No tsar had to endure as many assassination attempts as Alexander II. Six were made in all, the seventh was fatal.
Tsar Alexander II during the murder attemptMary Evans Picture Librar/Global Look Press
On the afternoon of March 1, 1881, Tsar Alexander II was returning to the Winter Palace in his royal carriage. On the embankment of Ekaterina (now Griboyedov) Canal, a terrorist threw a bomb under it. Shaken but unhurt, the emperor got out and, so the story goes, thanked God for saving him, whereupon a second conspirator threw another bomb directly at his feet. The tsar died an hour later in his palace chambers.
His son, Alexander III, at the request of the City Duma, erected a shrine in memory of his father at the site of the explosion.
A tender was announced for the design and construction of the new edifice. Alexander III insisted that it should adhere to the traditions of church architecture of 17th-century Moscow and Yaroslavl, something highly unusual for St Petersburg, which has practically no old Russian churches, since the city itself was built in the 18th century.
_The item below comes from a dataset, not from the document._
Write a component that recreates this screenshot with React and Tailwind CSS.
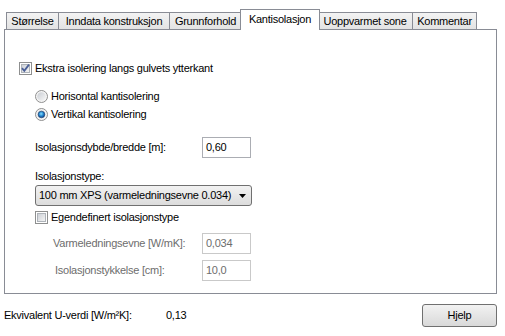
import React from 'react';

const TABS = [
  { label: 'Størrelse', w: 53 },
  { label: 'Inndata konstruksjon', w: 112 },
  { label: 'Grunnforhold', w: 73 },
  { label: 'Kantisolasjon', w: 80, active: true },
  { label: 'Uoppvarmet sone', w: 96 },
  { label: 'Kommentar', w: 65 },
];

function Checkbox({ checked }) {
  return (
    <svg width="13" height="13" viewBox="0 0 13 13" className="shrink-0">
      <defs>
        <linearGradient id={`cb${checked ? 1 : 0}`} x1="0" y1="0" x2="1" y2="1">
          <stop offset="0" stopColor="#cbcfd5" />
          <stop offset="1" stopColor="#f6f6f6" />
        </linearGradient>
      </defs>
      <rect x="0.5" y="0.5" width="12" height="12" fill="#fff" stroke="#8e8f8f" />
      <rect x="2.5" y="2.5" width="8" height="8" fill={`url(#cb${checked ? 1 : 0})`} stroke="#aeb3b9" />
      {checked && (
        <path d="M3 6.2 L5.3 8.8 L10 2.6" fill="none" stroke="#4a5f97" strokeWidth="1.8" />
      )}
    </svg>
  );
}

function Radio({ checked }) {
  return (
    <svg width="13" height="13" viewBox="0 0 13 13" className="shrink-0">
      <defs>
        <linearGradient id="rb" x1="0" y1="0" x2="1" y2="1">
          <stop offset="0" stopColor="#c9cdd3" />
          <stop offset="1" stopColor="#f7f7f7" />
        </linearGradient>
        <radialGradient id="rdot" cx="0.45" cy="0.4" r="0.6">
          <stop offset="0" stopColor="#8ee0fb" />
          <stop offset="0.5" stopColor="#2a8fd6" />
          <stop offset="1" stopColor="#0d3f86" />
        </radialGradient>
      </defs>
      <circle cx="6.5" cy="6.5" r="6" fill="#f4f4f4" stroke="#8f8f8f" />
      <circle cx="6.5" cy="6.5" r="4.3" fill="url(#rb)" />
      {checked && <circle cx="6.5" cy="6.5" r="3.3" fill="url(#rdot)" stroke="#1c3f6e" strokeWidth="0.6" />}
    </svg>
  );
}

function TextBox({ value, disabled }) {
  return (
    <div
      className={`ml-auto w-[49px] h-[21px] flex items-center px-[3px] border bg-white ${
        disabled ? 'border-[#c9c9c9] text-[#6d6d6d]' : 'border-[#abadb3] text-black'
      }`}
    >
      {value}
    </div>
  );
}

export default function App() {
  return (
    <div
      className="w-[505px] h-[336px] bg-white text-black text-[11px] tracking-[-0.25px] leading-[13px] overflow-hidden"
      style={{ fontFamily: '"Liberation Sans", Arial, sans-serif' }}
    >
      {/* Tab strip */}
      <div className="flex items-end h-[29px] pl-[6px]">
        {TABS.map((t, i) =>
          t.active ? (
            <div
              key={t.label}
              style={{ width: t.w }}
              className="relative z-10 h-[21px] mx-[-2px] mb-[-1px] bg-white border border-b-0 border-[#898c95] flex items-start justify-center pt-[3px]"
            >
              {t.label}
            </div>
          ) : (
            <div
              key={t.label}
              style={{ width: t.w }}
              className={`h-[17px] bg-gradient-to-b from-[#f3f3f3] to-[#e3e3e3] border border-b-0 border-[#898c95] flex items-center justify-center ${
                i > 0 ? 'ml-[-1px]' : ''
              }`}
            >
              {t.label}
            </div>
          )
        )}
      </div>

      {/* Panel */}
      <div className="ml-[4px] w-[493px] h-[265px] border border-[#898c95] bg-white flex flex-col pl-[14px]">
        <div className="mt-[32px] flex items-center gap-[3px] h-[13px]">
          <Checkbox checked />
          <span>Ekstra isolering langs gulvets ytterkant</span>
        </div>

        <div className="pl-[16px] flex flex-col">
          <div className="mt-[15px] flex items-center gap-[3px] h-[13px]">
            <Radio />
            <span>Horisontal kantisolering</span>
          </div>
          <div className="mt-[5px] flex items-center gap-[3px] h-[13px]">
            <Radio checked />
            <span>Vertikal kantisolering</span>
          </div>

          <div className="mt-[16px] flex items-center w-[216px]">
            <span>Isolasjonsdybde/bredde [m]:</span>
            <TextBox value="0,60" />
          </div>

          <div className="mt-[12px] h-[13px]">Isolasjonstype:</div>

          <div className="mt-[2px] w-[217px] h-[21px] rounded-[3px] border border-[#707070] bg-gradient-to-b from-[#f2f2f2] to-[#dcdcdc] flex items-center pl-[3px] pr-[5px]">
            <span className="flex-1">100 mm XPS (varmeledningsevne 0.034)</span>
            <svg width="7" height="4" viewBox="0 0 7 4">
              <path d="M0 0 H7 L3.5 4 Z" fill="#000" />
            </svg>
          </div>

          <div className="mt-[5px] flex items-center gap-[3px] h-[13px]">
            <Checkbox />
            <span>Egendefinert isolasjonstype</span>
          </div>

          <div className="mt-[9px] flex items-center w-[216px] text-[#6d6d6d]">
            <span className="pl-[18px]">Varmeledningsevne [W/mK]:</span>
            <TextBox value="0,034" disabled />
          </div>
          <div className="mt-[6px] flex items-center w-[216px] text-[#6d6d6d]">
            <span className="pl-[20px]">Isolasjonstykkelse [cm]:</span>
            <TextBox value="10,0" disabled />
          </div>
        </div>
      </div>

      {/* Footer */}
      <div className="mt-[10px] flex items-center pl-[4px] pr-[8px]">
        <span className="w-[162px]">Ekvivalent U-verdi [W/m²K]:</span>
        <span>0,13</span>
        <button className="ml-auto w-[75px] h-[23px] rounded-[3px] border border-[#707070] bg-gradient-to-b from-[#f2f2f2] to-[#d9d9d9] text-[11px] tracking-[-0.25px]">
          Hjelp
        </button>
      </div>
    </div>
  );
}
The tender was won by Alfred Parland, an architect with German-Scottish roots, and the religious leader Archimandrite Ignatius. The official groundbreaking ceremony took place in 1883.
The cathedral resembles St Basil’s in Moscow Cathedral (although the latter was built in the 16th century). The style would later be called “pseudo-Russian”: built of red brick and crowned with multicolored, enamelled, gilded domes, the whole ensemble seems to resemble a brightly colored folk costume. Above the carved frames of the windows, a series of platbands rises in the form of a kokoshnik (woman’s headdress).
Meanwhile, the base of the bell tower has the appearance of a tiled stove – with tiny square caissons, each of which depicts the coat of arms of one of the Russian provinces that donated funds for the construction, 134 in total (a unique open-air heraldic collection, one might say).
The church took 24 years to build. It is believed that its consecration was delayed due to the complexity of the mosaics by hereditary mosaicist Vladimir Frolov, which he spent ten years perfecting.
The luxurious mosaics cover around 7,065 square meters, making it one of the largest mosaic exhibitions in Europe. The work was carried out by the finest artists in the Russian Empire: Viktor Vasnetsov, Mikhail Nesterov, Vasily Belyaev, and many others (30 in total).
Once the mosaics were complete, the cathedral was finally consecrated in 1907. The official ceremony was attended by the new emperor, Nicholas II, the grandson of the long-dead Alexander II.
However, the church had no parish and gave no public mass. Entry was strictly controlled, and the state allocated money for its upkeep. But after the 1917 Revolution, the authorities cut off the financing, forcing the church to take charge of its own expenses and set up a parish. The local priests, however, did not wish to cooperate with the Soviet authorities, and in 1930 the church was closed and its bells were melted down.
In the 1930s-40s, the Bolsheviks destroyed many churches and had their sights set on the Savior on Spilled Blood, too. But WW2 intervened. During the siege of Leningrad (the former name of St Petersburg), it was converted into a morgue where bodies found on the city streets were brought.
After the war, a local theater used the cathedral as a warehouse for stage scenery and props. In the 1950s, the authorities made another attempt to dismantle the church – it supposedly impeded traffic along Griboyedov Canal, since part of the latter had been filled up to make way for the building. But the public protested, and the Savior was saved.
During the war, the church was repeatedly shelled by German troops, causing serious damage to the walls, which majorly complicated the restoration process afterwards. In 1961, workers were surprised to discover a 240mm high-explosive shell in one of the walls. By some miracle, it had not exploded, but lain dormant and unnoticed for nearly two decades. Its removal was handled by a specialist detonation crew.
In the late 1960s, the church was recognized as an architectural monument. It was restored over a period 27 years (three years longer than it took to build), and was reopened in 1997.
Now, the Savior on Spilled Blood works mainly as a museum. On weekdays, tourists come here to view the mosaics and the section of pavement enshrined inside the building where the wounded tsar fell. Services are held here, but only on weekends and church holidays.
Tours by prior booking: cathedral.ru
Correction: In the previous version of this article we erroneously wrote that "in 1930, the church was closed and its domes melted down". In fact, the bells were melted down, not the domes.